In the same book, Brooke describes the Water Tower's early appearance in detail:

"It was an extraordinary structure: not ‘functional’ at all, as one might have expected, but built with the solidity, the pretentious respectability, of a stockbroker’s villa in Surrey. (Even the group of pine-trees which surrounded it gave an added touch of sub-urbanity; the rest of the wood was mainly oak and hazel.) Four columns of brick-work, converging at their summits, formed four corresponding arches: the tower had the look of an arcade or a viaduct folded in upon itself to form a quadrilateral. The brick-work was solid and expensive-looking, and one expected to see at its base, instead of the jungle of nettles and willow-herb, neat beds of lobelias and calceolarias. But above the four conjoined arches, the suburban impression ended abruptly; for, instead of a red roof and gables, the tower bore upon its summit the vast, rectangular tank, painted white, and bearing the inscription:

MARGATE CORPORATION DISTRICT WATERWORKS
1903"
— Jocelyn Brooke, page 160–161 (King Penguin edition, 1981)

Throughout A Mine of Serpents, Brooke recalls a series of memories and impressions of the Water Tower from different stages of his life and varying vantage points, which take on metaphorical significance.

As a child, Brooke's affection for the structure was "tempered by a certain awe, a sense of some unknown potency residing within that august form," which he compares to his feelings for his father. Brooke also remembers the sight of 'miners' who "clambered up the zig-zag iron ladder" and "clung like monkeys to the railing round the tank; some had mounted to the gallery itself."

In adulthood, Brooke describes seeing the Water Tower above distant woods from Three Barrows Down near Woolage Village: "Remote, mysterious, it flashed its sudden signal across the sunburned fields: but the message was one which I had never been, perhaps never should be, able to decode...".

After World War II, when the tower's tank had been painted black, Brooke recalls the view from Barham Downs: "the paint was beginning to wear off, and hadn't been renewed: the tank showed dimly above the wood, a smudge of whitish grey – a burnt-out firework...".

In the final passage of A Mine of Serpents, the reader is left with a view of The Watertower from Bekesbourne train station:

"I looked across at the line of woods on the horizon, and gave a sudden start of surprised recognition: there, protruding naked from the dark mass of trees, gleaming with a tarnished whiteness against the grey sky, was the watertower. I had scarcely ever seen it, before, from this aspect: I was on the 'wrong' side of it, beyond the frontier-line of the woods.
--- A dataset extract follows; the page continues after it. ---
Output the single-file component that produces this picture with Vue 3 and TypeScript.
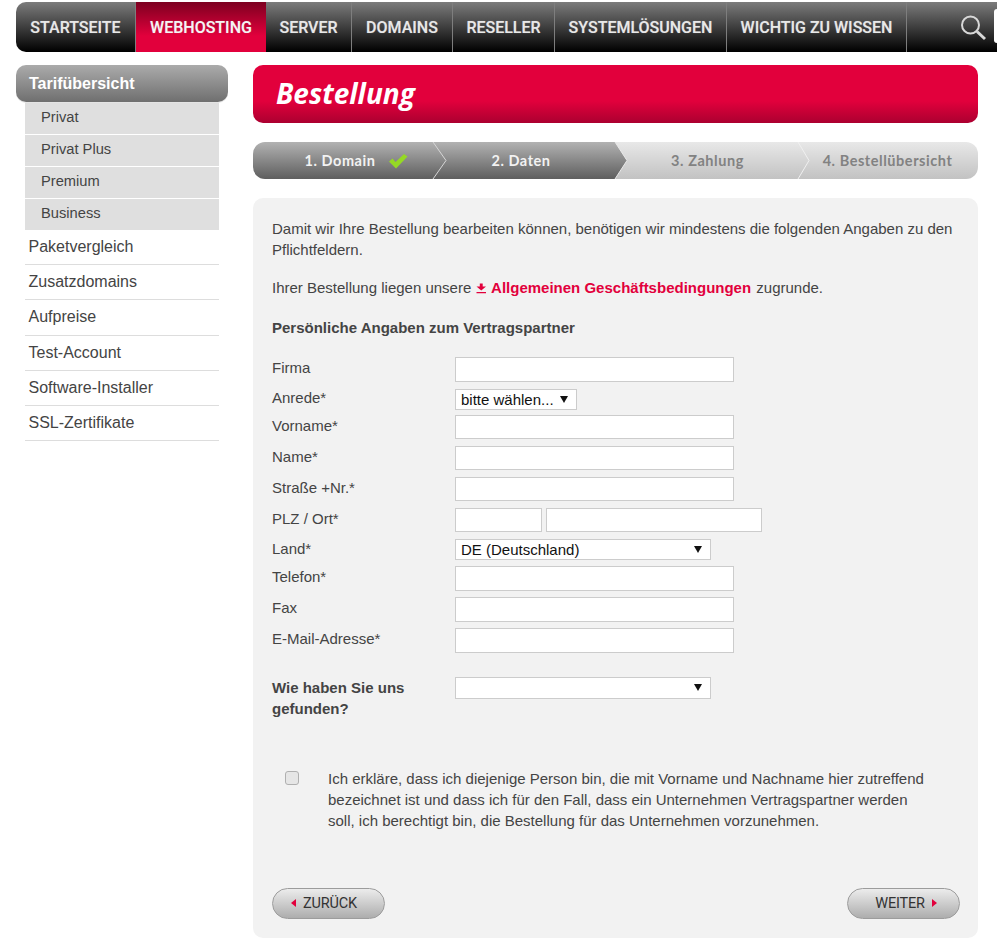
<script setup lang="ts">
const navItems = [
  { label: 'STARTSEITE', width: 120 },
  { label: 'WEBHOSTING', width: 130, active: true },
  { label: 'SERVER', width: 86 },
  { label: 'DOMAINS', width: 101 },
  { label: 'RESELLER', width: 102 },
  { label: 'SYSTEMLÖSUNGEN', width: 172 },
  { label: 'WICHTIG ZU WISSEN', width: 180 },
]
const subItems = ['Privat', 'Privat Plus', 'Premium', 'Business']
const links = ['Paketvergleich', 'Zusatzdomains', 'Aufpreise', 'Test-Account', 'Software-Installer', 'SSL-Zertifikate']
</script>

<template>
  <div class="page">
    <nav class="nav">
      <a
        v-for="item in navItems"
        :key="item.label"
        class="nav-item"
        :class="{ active: item.active }"
        :style="{ width: item.width + 'px' }"
      >{{ item.label }}</a>
      <div class="nav-search">
        <svg width="30" height="30" viewBox="0 0 30 30" fill="none" stroke="#d8d8d8">
          <circle cx="11.5" cy="11" r="8.5" stroke-width="2" />
          <path d="M18 17.5 L26 25" stroke-width="3" />
        </svg>
        <span class="search-box"></span>
      </div>
    </nav>

    <div class="columns">
      <aside class="side">
        <div class="side-head">Tarifübersicht</div>
        <ul class="sub">
          <li v-for="s in subItems" :key="s">{{ s }}</li>
        </ul>
        <ul class="links">
          <li v-for="l in links" :key="l">{{ l }}</li>
        </ul>
      </aside>

      <main class="main">
        <div class="banner"><h1>Bestellung</h1></div>

        <div class="steps">
          <div class="step dark s1">
            <span>1. Domain</span>
            <svg class="check" width="20" height="16" viewBox="0 0 20 16">
              <path d="M1 8.5 L4.5 5.5 L7.5 9 L16 1 L19.5 3.5 L8 15.5 Z" fill="#95d924" />
            </svg>
            <svg class="chev" width="16" height="37" viewBox="0 0 16 37" fill="none">
              <path d="M1 0 L14 18.5 L1 37" stroke="#d6d6d6" stroke-width="1" />
            </svg>
          </div>
          <div class="step dark s2">
            <span>2. Daten</span>
            <svg class="tip" width="14" height="37" viewBox="0 0 14 37">
              <defs>
                <linearGradient id="tipgrad" x1="0" y1="0" x2="0" y2="1">
                  <stop offset="0" stop-color="#b2b2b2" />
                  <stop offset="1" stop-color="#5e5e5e" />
                </linearGradient>
              </defs>
              <path d="M0 0 L1 0 L13 18.5 L1 37 L0 37 Z" fill="url(#tipgrad)" />
              <path d="M1 0 L13 18.5 L1 37" stroke="#e8e8e8" fill="none" />
            </svg>
          </div>
          <div class="step light s3">
            <span>3. Zahlung</span>
            <svg class="chev c3" width="14" height="37" viewBox="0 0 14 37" fill="none">
              <path d="M1 0 L12 18.5 L1 37" stroke="#f0f0f0" stroke-width="1" />
            </svg>
          </div>
          <div class="step light s4"><span>4. Bestellübersicht</span></div>
        </div>

        <section class="panel">
          <p class="intro">Damit wir Ihre Bestellung bearbeiten können, benötigen wir mindestens die folgenden Angaben zu den Pflichtfeldern.</p>
          <p class="terms">
            Ihrer Bestellung liegen unsere
            <a class="agb"><svg width="11" height="11" viewBox="0 0 11 11"><path d="M3.8 0.5 H6.7 V3.5 H10 L5.25 7.5 L0.5 3.5 H3.8 Z M0.5 9 H10 V10.2 H0.5 Z" fill="#e2003c" /></svg> Allgemeinen Geschäftsbedingungen</a>
            zugrunde.
          </p>
          <h2>Persönliche Angaben zum Vertragspartner</h2>

          <div class="form">
            <div class="row r-firma"><label>Firma</label><input class="field" type="text" /></div>
            <div class="row r-anrede">
              <label>Anrede*</label>
              <div class="sel sel-small"><select><option>bitte wählen...</option></select></div>
            </div>
            <div class="row r-vorname"><label>Vorname*</label><input class="field" type="text" /></div>
            <div class="row r-std"><label>Name*</label><input class="field" type="text" /></div>
            <div class="row r-std"><label>Straße +Nr.*</label><input class="field" type="text" /></div>
            <div class="row r-std">
              <label>PLZ / Ort*</label>
              <input class="field plz" type="text" />
              <input class="field ort" type="text" />
            </div>
            <div class="row r-land">
              <label>Land*</label>
              <div class="sel sel-wide"><select><option>DE (Deutschland)</option></select></div>
            </div>
            <div class="row r-telefon"><label>Telefon*</label><input class="field" type="text" /></div>
            <div class="row r-std"><label>Fax</label><input class="field" type="text" /></div>
            <div class="row r-std"><label>E-Mail-Adresse*</label><input class="field" type="text" /></div>
            <div class="row r-wie">
              <label class="strong">Wie haben Sie uns gefunden?</label>
              <div class="sel sel-wide"><select><option></option></select></div>
            </div>
          </div>

          <div class="consent">
            <span class="box"><input type="checkbox" /></span>
            <p>Ich erkläre, dass ich diejenige Person bin, die mit Vorname und Nachname hier zutreffend bezeichnet ist und dass ich für den Fall, dass ein Unternehmen Vertragspartner werden soll, ich berechtigt bin, die Bestellung für das Unternehmen vorzunehmen.</p>
          </div>

          <div class="actions">
            <button class="btn back" type="button"><i class="arr left"></i>ZURÜCK</button>
            <button class="btn next" type="button">WEITER<i class="arr right"></i></button>
          </div>
        </section>
      </main>
    </div>
  </div>
</template>

<style>
html, body { margin: 0; background: #fff; overflow: hidden; }
</style>

<style scoped>
* { box-sizing: border-box; }
.page {
  width: 997px;
  height: 942px;
  overflow: hidden;
  padding: 2px 0 0 16px;
  font-family: "Liberation Sans", Arial, sans-serif;
  font-size: 15px;
  color: #444;
}
.nav {
  display: flex;
  height: 50px;
  width: 1000px;
  background: linear-gradient(#7c7c7c, #000);
  border-radius: 10px 0 0 10px;
}
.nav-item {
  flex: none;
  display: flex;
  align-items: center;
  justify-content: center;
  border-right: 1px solid #7e7e7e;
  color: #e8e8e8;
  font-family: Roboto, sans-serif;
  font-weight: 500;
  font-size: 16px;
  text-shadow: 0 0 1px rgba(255,255,255,.4);
}
.nav-item:first-child { border-radius: 10px 0 0 10px; }
.nav-item.active {
  color: #f4f4f4;
  border-right: 0;
  background: linear-gradient(#7d0020, #e2003c 68%);
}
.nav-search {
  flex: 1;
  display: flex;
  align-items: flex-start;
  padding: 12px 0 0 52px;
  position: relative;
}
.search-box {
  position: absolute;
  left: 87px;
  top: 7px;
  width: 20px;
  height: 34px;
  background: #fff;
  border-radius: 3px 0 0 3px;
}
.columns {
  display: flex;
  margin-top: 13px;
}
.side { width: 212px; flex: none; }
.side-head {
  height: 37px;
  line-height: 38px;
  padding-left: 13px;
  background: linear-gradient(#ababab, #6f6f6f);
  border-radius: 10px;
  box-shadow: 0 1px 0 #e4e4e4;
  color: #fff;
  font-weight: 700;
  font-size: 16px;
}
ul { list-style: none; margin: 0; padding: 0; }
.sub { margin: 1px 0 0 9px; width: 194px; }
.sub li {
  height: 32px;
  line-height: 29px;
  padding-left: 16px;
  background: #dfdfdf;
  border-bottom: 1px solid #fff;
  font-size: 14.7px;
}
.links { margin: -1px 0 0 9px; width: 194px; }
.links li {
  height: 35.2px;
  line-height: 34px;
  padding-left: 3.5px;
  border-bottom: 1px solid #ddd;
  font-size: 16px;
}
.main { width: 725px; margin-left: 25px; flex: none; }
.banner {
  height: 58px;
  background: linear-gradient(#e2003c 62%, #ab0030);
  border-radius: 10px;
  padding-left: 23px;
}
.banner h1 {
  margin: 0;
  color: #fff;
  font-family: "Open Sans", sans-serif;
  font-weight: 700;
  font-style: italic;
  font-size: 28px;
  line-height: 56px;
}
.steps {
  display: flex;
  height: 37px;
  margin-top: 19px;
  border-radius: 12px;
  overflow: hidden;
}
.step {
  position: relative;
  display: flex;
  align-items: center;
  justify-content: center;
  font-family: Lato, sans-serif;
  font-weight: 700;
  font-size: 14.5px;
  letter-spacing: .55px;
}
.dark { background: linear-gradient(#b2b2b2, #5e5e5e); color: #f2f2f2; }
.light { background: linear-gradient(#e8e8e8, #c2c2c2); color: #828282; }
.s1 { width: 180px; padding-left: 27px; }
.s2 { width: 182px; padding-right: 6px; }
.s3 { width: 182px; padding-left: 3px; }
.s4 { width: 181px; }
.check { margin-left: 13px; }
.chev { position: absolute; right: -15px; top: 0; z-index: 2; }
.chev.c3 { right: -14px; }
.tip { position: absolute; right: -13px; top: 0; z-index: 2; }
.panel {
  margin-top: 19px;
  height: 740px;
  background: #f2f2f2;
  border-radius: 10px;
  padding: 20px 18px 0 19px;
}
p { margin: 0; }
.intro { line-height: 21px; width: 690px; }
.terms { margin-top: 17px; line-height: 21px; }
.agb { color: #e2003c; font-weight: 700; margin: 0 1px; }
.agb svg { vertical-align: -1px; }
h2 { margin: 19px 0 0; font-size: 15px; line-height: 21px; color: #444; }
.form { margin-top: 19px; }
.row { display: flex; align-items: center; }
.row label { width: 183px; flex: none; margin-bottom: 3px; }
.field {
  width: 279px;
  height: 24.5px;
  border: 1px solid #ccc;
  background: #fff;
  padding: 0 5px;
  outline: 0;
  margin: 0;
}
.plz { width: 87px; }
.ort { width: 216px; margin-left: 4px; }
.r-std { margin-top: 6.5px; }
.r-anrede { margin-top: 7px; }
.r-vorname { margin-top: 5px; }
.r-land { margin-top: 7px; }
.r-telefon { margin-top: 6px; }
.r-wie { margin-top: 24px; align-items: flex-start; }
.row .strong { font-weight: 700; line-height: 21px; width: 148px; margin-right: 35px; margin-bottom: 0; }
.sel { position: relative; background: #fff; border: 1px solid #ccc; height: 21px; }
.sel::after {
  content: "";
  position: absolute;
  right: 8px;
  top: 6px;
  border-left: 4px solid transparent;
  border-right: 4px solid transparent;
  border-top: 7px solid #111;
  pointer-events: none;
}
.sel select {
  appearance: none;
  display: block;
  width: 100%;
  height: 100%;
  border: 0;
  background: transparent;
  padding: 0 0 0 5px;
  font-family: inherit;
  font-size: 15px;
  color: #111;
  outline: 0;
}
.sel-small { width: 122px; }
.sel-wide { width: 256px; }
.r-wie .sel { height: 22px; }
.consent { display: flex; margin-top: 52px; }
.box { width: 56px; flex: none; padding-left: 13px; }
.box input {
  appearance: none;
  display: block;
  width: 14px;
  height: 14px;
  margin: 0;
  border: 1px solid #b0b0b0;
  border-radius: 3px;
  background: #e6e6e6;
}
.consent p { width: 600px; line-height: 21.4px; margin-top: -3px; }
.actions {
  display: flex;
  justify-content: space-between;
  margin-top: 56px;
}
.btn {
  width: 113px;
  height: 31px;
  border: 1px solid #9c9c9c;
  border-radius: 16px;
  background: linear-gradient(#ececec, #adadad);
  display: flex;
  align-items: center;
  justify-content: center;
  gap: 7px;
  padding: 0;
  font-family: Roboto, sans-serif;
  font-size: 14.5px;
  letter-spacing: -.2px;
  color: #333;
}
.back { padding-right: 9px; }
.next { padding-left: 5px; }
.arr { width: 0; height: 0; border-top: 4.5px solid transparent; border-bottom: 4.5px solid transparent; }
.arr.left { border-right: 5px solid #e2003c; }
.arr.right { border-left: 5px solid #e2003c; }
</style>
Over there, on the other side, was familiar country; mute, non-committal, the tower stood between two worlds, guarding the frontier: its white cap poised, like a silent, hovering bird, between the future and the past."
— Jocelyn Brooke, page 303 (King Penguin edition, 1981)

== Surrounding landscape ==
Adisham Water Tower is situated next to Woodlands Road, part of Route 16 of the Sustrans National Cycle Network. The structure itself and the section of Woodlands Road it stands on are part of the Woodlands Park (Adisham) Conservation Area (designated 28 March 1995). Adjacent to the Water Tower are two ancient woodlands, Oxenden Shaw and Woodlands Wood, with the latter forming part of the Kent Downs Area of Outstanding Natural Beauty.

== Management ==
There has been controversy in recent years over the management and appearance of the Water Tower and its surrounding woodland. Local residents in Adisham have voiced concerns about the subdivision and sale of the adjacent land at Oxenden Shaw and Woodlands Wood by woodlands.co.uk. An action group, Watch Over Adisham's Woods, has drawn attention to the subsequent installation of tall electrified fencing, security lights, new woodland buildings, roadways, postboxes and CCTV cameras which, in their view, have a negative impact on the cultural heritage of the Water Tower and the character of its surrounding landscape. These issues remain unresolved.